C’est une norme de la psychologie occidentale, une norme qui marque le retard moral de l’homme d’Occident… L’Europe, projetée dans le monde par sa technique qui la contraint à la cohabitation et au voisinage, est ramenée constamment par sa morale aux bases de départ idéologique de son entreprise coloniale… La volonté des « Grands », avec le droit de veto dont ils disposent dans les discussions internationales, se traduit en fait comme le contre-courant de l’histoire ».
Bennabi est conscient de la disparité et de la diversité qui caractérisent les pays présents à Bandoeng : « Une synthèse ne peut résulter des éléments rassemblés à Bandoeng s’il n’y a pas les conditions d’une catalyse : le facteur qui crée le phénomène bio-historique ». Il commence par rejeter la possibilité d’un afro-asiatisme lié à des données de race ou de langue. Les civilisations ne reposent pas sur ces données, ni même sur les nations.
Par contre, la culture et la géographie y jouent une place importante. Il cherche les bases culturelles de l’afro-asiatisme et en exclut d’emblée le ressentiment anticolonialiste et la haine de l’Occident : « Il ne s’agit pas d’arracher le monde au mépris des Grands pour le livrer à la haine des petits… ». Il croit trouver ces bases dans le principe moral de la non-violence proposé par Gandhi.
Toutes les croyances étant représentées à la conférence, il considère qu’ « une telle diversité peut fournir les éléments nécessaires pour dresser un socle solide à la paix et jeter les bases spirituelles et technologiques d’une civilisation de l’homme afro-asiatique ». Dans son esprit, l’afro-asiatisme n’est pas une fin en soi : « Il n’est qu’une étape nécessaire, le premier degré d’un monde se réalisant à l’échelle planétaire… Il est une certaine phase du mondialisme… La puissance technique a rendu le monde petit, il faut maintenant le rendre habitable. »

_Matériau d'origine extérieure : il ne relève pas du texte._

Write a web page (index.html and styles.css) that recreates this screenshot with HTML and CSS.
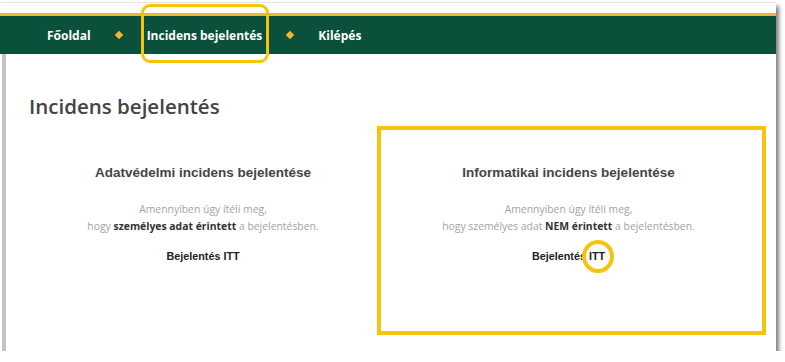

Il exclut tout risque que le regroupement des vingt-neuf pays représentant un milliard et demi d’hommes puisse déboucher sur un bloc menaçant l’Europe ou les Etats-Unis, contrairement à ce que redoutait la presse de l’époque qui écrivait : « Tout le monde sait ce qui doit arriver entre l’Asie et l’Occident, entre le Jaune et le Blanc… Le monde entier comprend que la crise la plus grave de la destinée de la population du globe est sur le point de se produire…. Une combinaison afro-asiatique dirigée contre l’Occident »[2].
Averti de ces jugements hâtifs et de leur dangerosité, Bennabi met en avant une autre perception : « En tant qu’expression d’un certain particularisme, l’afro-asiatisme pouvait se voir interprété comme une hégémonie en puissance comme il arrive à un particularisme raciste ou nationaliste de l’être. Mais sa structure idéologique ne laisse pas place à une telle interprétation.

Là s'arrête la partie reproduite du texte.